DATASET RECORDS:

--- Begin ---

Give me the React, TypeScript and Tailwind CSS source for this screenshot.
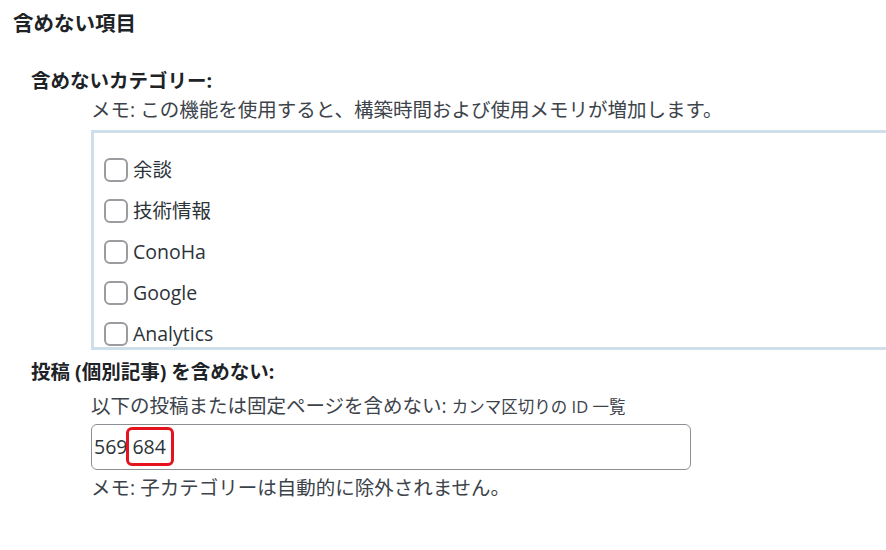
import React from "react";

const cats = ["余談", "技術情報", "ConoHa", "Google", "Analytics"];

export default function App() {
  return (
    <div className="w-[886px] h-[550px] overflow-hidden bg-white text-[#3c434a] font-['Open_Sans','Noto_Sans_CJK_JP',sans-serif] text-[19.5px] leading-[28px]">
      <h2 className="pl-[13px] pt-[9px] text-[20.5px] font-bold leading-[28px] text-[#1d2327]">
        含めない項目
      </h2>
      <div className="mt-[30px] pl-[31px] font-bold text-[#1d2327]">含めないカテゴリー:</div>
      <div className="mt-[1px] pl-[91px]">メモ: この機能を使用すると、構築時間および使用メモリが増加します。</div>
      <div className="mt-[6px] ml-[91px] w-[900px] h-[220px] overflow-hidden border-[3px] border-[#cfdfea] pt-[16px] pl-[10px]">
        {cats.map((c) => (
          <div key={c} className="flex h-[41px] items-center gap-[5px]">
            <span className="h-[24px] w-[24px] shrink-0 rounded-[6px] border-2 border-[#9a9ca0] bg-white" />
            <span className="text-[#2c3338]">{c}</span>
          </div>
        ))}
      </div>
      <div className="mt-[8px] pl-[31px] font-bold text-[#1d2327]">投稿 (個別記事) を含めない:</div>
      <div className="mt-[6px] pl-[91px]">
        以下の投稿または固定ページを含めない: <span className="text-[16.5px]">カンマ区切りの ID 一覧</span>
      </div>
      <div className="mt-[3px] ml-[91px] flex h-[46px] w-[600px] items-center rounded-[6px] border border-[#8c8f94] pl-[2px] text-[#2c3338]">
        <span>569</span>
        <span className="relative pl-[5px] pr-[8px]">
          684
          <span className="absolute left-[-1px] right-[0px] top-[-6px] bottom-[-5px] rounded-[6px] border-[3px] border-[#e5131d]" />
        </span>
      </div>
      <div className="mt-[4px] pl-[91px]">メモ: 子カテゴリーは自動的に除外されません。</div>
    </div>
  );
}
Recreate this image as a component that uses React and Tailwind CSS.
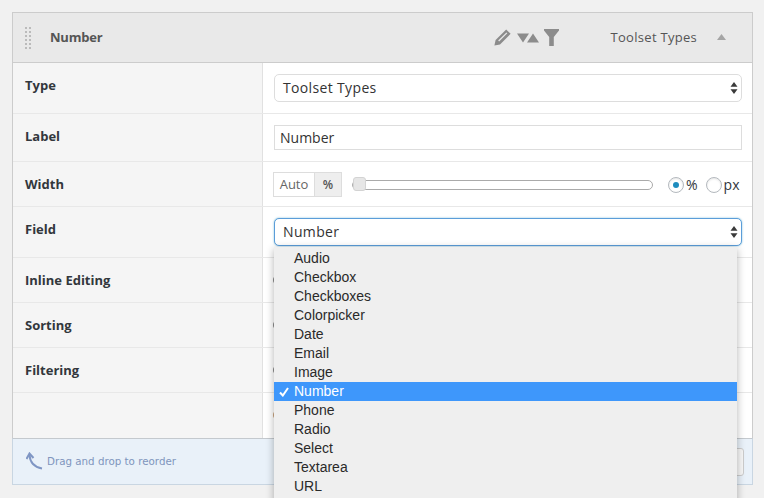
const rows = [
  { label: "Type", height: "h-[51px]", pad: "pt-[14px]" },
  { label: "Label", height: "h-[48px]", pad: "pt-[14px]" },
  { label: "Width", height: "h-[45px]", pad: "pt-[14px]" },
  { label: "Field", height: "h-[51px]", pad: "pt-[14px]" },
  { label: "Inline Editing", height: "h-[45px]", pad: "pt-[14px]", sliver: "bg-[#8a8a8a]" },
  { label: "Sorting", height: "h-[45px]", pad: "pt-[14px]", sliver: "bg-[#8a8a8a]" },
  { label: "Filtering", height: "h-[45px]", pad: "pt-[14px]", sliver: "bg-[#8a8a8a]" },
  { label: "", height: "h-[45px]", pad: "pt-[14px]", sliver: "bg-[#c9a27c]" },
];

const options = ["Audio", "Checkbox", "Checkboxes", "Colorpicker", "Date", "Email", "Image", "Number", "Phone", "Radio", "Select", "Textarea", "URL"];

const SelectArrows = () => (
  <svg width="8" height="12" viewBox="0 0 8 12" className="text-[#3a3a3a]">
    <path d="M4 0 L7.5 4.8 H0.5 Z M4 12 L7.5 7.2 H0.5 Z" fill="currentColor" />
  </svg>
);

const SelectBox = ({ value, focused }) => (
  <div
    className={`flex h-[28px] w-[468px] items-center justify-between rounded-[5px] border bg-white pl-[8px] pr-[3px] text-[14px] leading-[24px] tracking-[0.35px] text-[#333] ${
      focused ? "border-[#5b9dd9] shadow-[0_0_2px_rgba(30,140,190,0.6)]" : "border-[#ddd]"
    }`}
  >
    <span>{value}</span>
    <SelectArrows />
  </div>
);

const Radio = ({ checked }) => (
  <span className="flex h-[16px] w-[16px] items-center justify-center rounded-full border border-[#b4b9be] bg-white shadow-[inset_0_1px_2px_rgba(0,0,0,0.1)]">
    {checked && <span className="h-[6px] w-[6px] rounded-full bg-[#1e8cbe]" />}
  </span>
);

export default function App() {
  return (
    <div className="relative h-[498px] w-[764px] overflow-hidden bg-[#f1f1f1] pl-[12px] pt-[12px] font-['Open_Sans',sans-serif] text-[#32373c]">
      <div className="w-[741px]">
        <div className="border-x border-t border-[#ccc]">
          <div className="flex h-[50px] items-center border-b border-[#ccc] bg-[#e9e9e9]">
            <div className="ml-[12px] grid grid-cols-2 gap-x-[2px] gap-y-[2px]">
              {Array.from({ length: 12 }).map((_, i) => (
                <span key={i} className="h-[2px] w-[2px] bg-[#bbb]" />
              ))}
            </div>
            <span className="ml-[19px] pt-[1px] text-[13px] font-bold tracking-[-0.2px] text-[#555]">Number</span>
            <div className="ml-[391px] flex items-center text-[#8c8c8c]">
              <svg width="17" height="17" viewBox="0 0 17 17">
                <path d="M12.2.4 16.6 4.8 6 15.4 .4 16.6 1.6 11Z M12.4 3.4 4.2 11.6 5.1 12.5 13.3 4.3Z" fill="currentColor" fillRule="evenodd" />
              </svg>
              <svg width="22" height="10" viewBox="0 0 22 10" className="ml-[6px]">
                <path d="M0 .5H12L6 9.5Z M10 9.5H22L16 .5Z" fill="currentColor" />
              </svg>
              <svg width="15" height="17" viewBox="0 0 15 17" className="ml-[5px]">
                <path d="M0 0H15V1.5L9.8 8V17H5.2V8L0 1.5Z" fill="currentColor" />
              </svg>
            </div>
            <span className="ml-[52px] text-[13px] tracking-[0.3px] text-[#555]">Toolset Types</span>
            <svg width="9" height="6" viewBox="0 0 9 6" className="ml-[20px] mb-[1px] text-[#a5a5a5]">
              <path d="M4.5 0 9 6H0Z" fill="currentColor" />
            </svg>
          </div>
          <div className="relative flex flex-col bg-white">
            {rows.map((row) => (
              <div key={row.label} className={`flex ${row.height} border-b border-[#e8e8e8] last:border-b-0`}>
                <div className={`w-[250px] border-r border-[#e1e1e1] bg-[#f5f5f5] pl-[12px] ${row.pad} text-[13px] leading-[16px] font-bold text-[#32373c]`}>
                  {row.label}
                </div>
                <div className="flex-1 pl-[11px]">
                  {row.label === "Type" && (
                    <div className="pt-[11px]">
                      <SelectBox value="Toolset Types" />
                    </div>
                  )}
                  {row.label === "Label" && (
                    <div className="pt-[11px]">
                      <div className="flex h-[25px] w-[468px] items-center border border-[#ddd] pl-[5px] text-[14px] text-[#333]">Number</div>
                    </div>
                  )}
                  {row.label === "Width" && (
                    <div className="-ml-[1px] flex items-center pt-[10px]">
                      <div className="flex h-[25px] border border-[#ddd] text-[13px] leading-[23px]">
                        <span className="w-[40px] text-center text-[#666]">Auto</span>
                        <span className="w-[27px] border-l border-[#ddd] bg-[#eee] text-center text-[12px] font-semibold text-[#555]">%</span>
                      </div>
                      <div className="relative ml-[10px] h-[10px] w-[301px] rounded-full border border-[#aaa] bg-white">
                        <span className="absolute top-[-4px] left-[0px] h-[14px] w-[13px] rounded-[3px] border border-[#d3d3d3] bg-[#e6e6e6]" />
                      </div>
                      <div className="ml-[15px]"><Radio checked /></div>
                      <span className="ml-[2px] text-[14px]">%</span>
                      <div className="ml-[8px]"><Radio /></div>
                      <span className="ml-[2px] text-[14px]">px</span>
                    </div>
                  )}
                  {row.label === "Field" && (
                    <div className="pt-[11px]">
                      <SelectBox value="Number" focused />
                    </div>
                  )}
                  {row.sliver && (
                    <div className="-ml-[1px] pt-[18px]">
                      <div className={`h-[8px] w-[8px] rounded-full ${row.sliver}`} />
                    </div>
                  )}
                </div>
              </div>
            ))}
          </div>
        </div>
        <div className="flex h-[47px] items-center border border-t-[#c4c9ce] border-x-[#c9d6e2] border-b-[#c9d6e2] bg-[#e9f1f9] pl-[13px] text-[#7f95bd]">
          <svg width="17" height="20" viewBox="0 0 17 20" fill="none" stroke="#7f96c4" strokeWidth="2">
            <path d="M3.5 3C4 10 8 15 16 16.5" />
            <path d="M0.5 7 3.5 1.5 7.5 6" />
          </svg>
          <span className="ml-[4px] font-['DejaVu_Sans',sans-serif] text-[10.3px]">Drag and drop to reorder</span>
          <div className="ml-auto mr-[8px] h-[28px] w-[10px] rounded-r-[3px] border border-[#ccc] bg-[#f7f7f7]" />
        </div>
      </div>
      <div className="absolute top-[247px] left-[274px] w-[463px] bg-[#efefef] pt-[2px] pb-[20px] shadow-[0_2px_8px_rgba(0,0,0,0.3)] font-['Liberation_Sans',sans-serif] text-[14px] leading-[19px] text-[#2a2a2a]">
        {options.map((name) => (
          <div key={name} className={`relative h-[19px] pl-[20px] ${name === "Number" ? "bg-[#3e97fb] text-white" : ""}`}>
            {name === "Number" && (
              <svg width="10" height="10" viewBox="0 0 10 10" className="absolute top-[5px] left-[5px]" fill="none" stroke="white" strokeWidth="2">
                <path d="M1 5.5 3.8 8.5 9 1" />
              </svg>
            )}
            {name}
          </div>
        ))}
      </div>
    </div>
  );
}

--- End ---

GIVEN REQUEST:
Search the preceding listing for "this" and extract every line where it is found.

EXERCISE OUTPUT:
Give me the React, TypeScript and Tailwind CSS source for this screenshot.
Recreate this image as a component that uses React and Tailwind CSS.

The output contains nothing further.